A Side Trip Into Coercion
Excel has the marvelous ability to change text that looks like a number into the number itself. For example, Excel has no problem with this formula:
=”3″*5
Even though “3” is text, Excel knows exactly what this formula is about, and correctly returns 15. (Coercion is an Excel invention. If you began your spreadsheet career using Lotus 1-2-3, you might remember that
1-2-3 returned an error if you tried to multiply “3” times 5.)
Similarly, Excel can coerce a number into text:
=”January ” & 13
Here, Excel correctly returns “January 13”.
And finally, Excel can coerce logical values into numeric values:
=0+TRUE returns the value of 1
=1*TRUE returns the value of 1
=0+FALSE returns the value of 0
=1*FALSE returns the value of 0
Taking SUMPRODUCT to the Next Level
So, to test whether Excel is having problems coercing TRUE and FALSE to 1 and 0, I merely needed to force the coercion within the formula.
Therefore, I changed the SUMPRODUCT formula to:
=SUMPRODUCT(0+(Clients=”Smith”),0+(Colors=”Blue”),Units)
This formula correctly returned 15.
Admittedly, I wasn’t thrilled with this version of the formula. Having to add zero to every logical test seems rather kludgy.
(Kludge: 1. A system, especially a computer system, that is constituted of poorly matched elements or of elements originally intended for other applications. 2. A clumsy or inelegant solution to a problem.)

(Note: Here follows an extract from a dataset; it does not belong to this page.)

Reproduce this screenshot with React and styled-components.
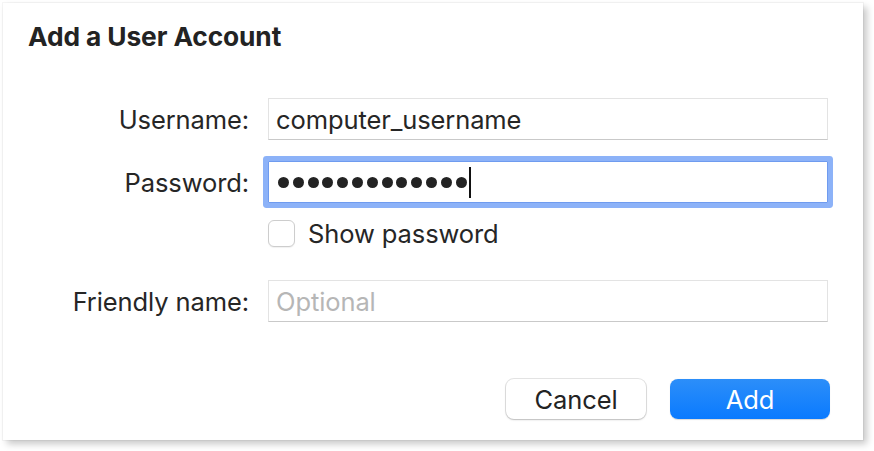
import React from "react";
import styled, { createGlobalStyle } from "styled-components";

const GlobalStyle = createGlobalStyle`
  html, body {
    margin: 0;
    background: #ffffff;
  }
  body {
    font-family: Inter, "Helvetica Neue", "Liberation Sans", Arial, sans-serif;
    -webkit-font-smoothing: antialiased;
  }
`;

const Page = styled.div`
  padding: 3px 0 0 3px;
  width: 874px;
  height: 451px;
  box-sizing: border-box;
`;

const Panel = styled.div`
  width: 860px;
  height: 437px;
  box-sizing: border-box;
  background: #fff;
  box-shadow: 0 0 0 1px rgba(0, 0, 0, 0.035), 4px 4px 7px rgba(0, 0, 0, 0.22);
  padding: 18px 0 0 25px;
  display: flex;
  flex-direction: column;
`;

const Title = styled.h1`
  margin: 0;
  font-size: 26.3px;
  line-height: 32px;
  font-weight: 700;
  color: #232323;
  letter-spacing: -0.1px;
`;

const Row = styled.div`
  display: grid;
  grid-template-columns: 221px 560px;
  column-gap: 19px;
  align-items: center;
  margin-top: ${(p) => p.$top}px;
`;

const Label = styled.label`
  text-align: right;
  font-size: 25.5px;
  color: #262626;
  letter-spacing: -0.1px;
`;

const Field = styled.div`
  height: 42px;
  box-sizing: border-box;
  display: flex;
  align-items: center;
  padding-left: 7px;
  background: #fff;
  border: 1px solid #e3e3e3;
  border-bottom-color: #c9c9c9;
  font-size: 25.5px;
  color: ${(p) => (p.$placeholder ? "#b6b6b6" : "#262626")};
  letter-spacing: -0.1px;
  ${(p) =>
    p.$focused &&
    `
    border: 1px solid #6f9bef;
    box-shadow: 0 0 0 5px #8cb2f8;
    border-radius: 1px;
    padding-left: 9px;
  `}
`;

const Dots = styled.div`
  display: flex;
  align-items: center;
  gap: 3.8px;
`;

const Dot = styled.span`
  width: 11px;
  height: 11px;
  border-radius: 50%;
  background: #232323;
`;

const Caret = styled.span`
  width: 2px;
  height: 31px;
  background: #111;
  margin-left: 2px;
`;

const CheckRow = styled.label`
  grid-column: 2;
  display: flex;
  align-items: center;
  gap: 13px;
  height: 27px;
  line-height: 27px;
  font-size: 25.5px;
  color: #262626;
  letter-spacing: -0.1px;
`;

const Box = styled.span`
  width: 27px;
  height: 27px;
  box-sizing: border-box;
  border: 1px solid #cdcdcd;
  border-radius: 6px;
  background: #fff;
  box-shadow: 0 1px 1px rgba(0, 0, 0, 0.06);
`;

const Buttons = styled.div`
  display: flex;
  justify-content: flex-end;
  gap: 24px;
  margin-top: 57px;
  padding-right: 33px;
`;

const Button = styled.button`
  width: ${(p) => p.$width}px;
  height: 40px;
  border-radius: 8px;
  font-family: inherit;
  font-size: 25.5px;
  letter-spacing: -0.1px;
  cursor: pointer;
  border: none;
  background: ${(p) =>
    p.$primary ? "linear-gradient(#2c8ef9, #0a7aff)" : "#fff"};
  color: ${(p) => (p.$primary ? "#fff" : "#232323")};
  box-shadow: ${(p) =>
    p.$primary
      ? "0 0.5px 1px rgba(0, 0, 0, 0.15)"
      : "0 0 0 1px rgba(0, 0, 0, 0.1), 0 1px 2px rgba(0, 0, 0, 0.18)"};
`;

export default function App() {
  return (
    <Page>
      <GlobalStyle />
      <Panel>
        <Title>Add a User Account</Title>

        <Row $top={45}>
          <Label>Username:</Label>
          <Field>computer_username</Field>
        </Row>

        <Row $top={21}>
          <Label>Password:</Label>
          <Field $focused>
            <Dots>
              {Array.from({ length: 13 }).map((_, i) => (
                <Dot key={i} />
              ))}
            </Dots>
            <Caret />
          </Field>
        </Row>

        <Row $top={17}>
          <CheckRow>
            <Box />
            Show password
          </CheckRow>
        </Row>

        <Row $top={33}>
          <Label>Friendly name:</Label>
          <Field $placeholder>Optional</Field>
        </Row>

        <Buttons>
          <Button $width={140}>Cancel</Button>
          <Button $width={160} $primary>
            Add
          </Button>
        </Buttons>
      </Panel>
    </Page>
  );
}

Even so, this solution seemed to work until I tried it with a table like this one.
Here, I defined three range names:
Clients =$B$4:$B$10
Colors =$C$4$C$10
Data =$D$4:$G$10
Then I entered this formula:
=SUMPRODUCT(0+(Clients=”Smith”),Data)
I expected to get an answer of 4. But instead, I got #VALUE!.
Again, I tried a variety of workarounds. But they all gave me the same result.
Finally, I posted a question on the Microsoft.Public.Excel newsgroup. Two kind souls quickly gave me the answer.
Taking SUMPRODUCT to the Final Level
This formula works with the figure above:
=SUMPRODUCT((Clients=”Smith”)*Data)
So does this formula:
=SUMPRODUCT((Clients=”Smith”)*(Colors=”Blue”)*Data)
Notice that there isn’t a comma in either of these formulas. That is, to replace SUM-IF formulas with a SUMPRODUCT version, the correct syntax is:
=SUMPRODUCT(array_product)
Not only does this version work, it’s cleaner. We can forget about the commas and (usually) the coercion.
This approach also allows us to count the number of items. To do so, we sum the product of all of the tests. To illustrate, this formula returns the number of blue items sold to Smith:
=SUMPRODUCT((Clients=”Smith”)*(Colors=”Blue”))
This version works only if we have two or more tests. However, if we want to use SUMPRODUCT to find the number of items sold to Smith, we must coerce the test like this:
=SUMPRODUCT(0+(Clients=”Smith”))
Finally, out of curiosity, I did try one other version of the formula:
=SUMPRODUCT(IF((Clients=”Smith”)*(Colors=”Blue”),Units,0))
But this version returned a #VALUE! error. To get it to work I had to array-enter the formula. Doing so should not have been necessary.
This final problem looks like a bug to me. But it probably never will be fixed, because there is seldom a reason to use it.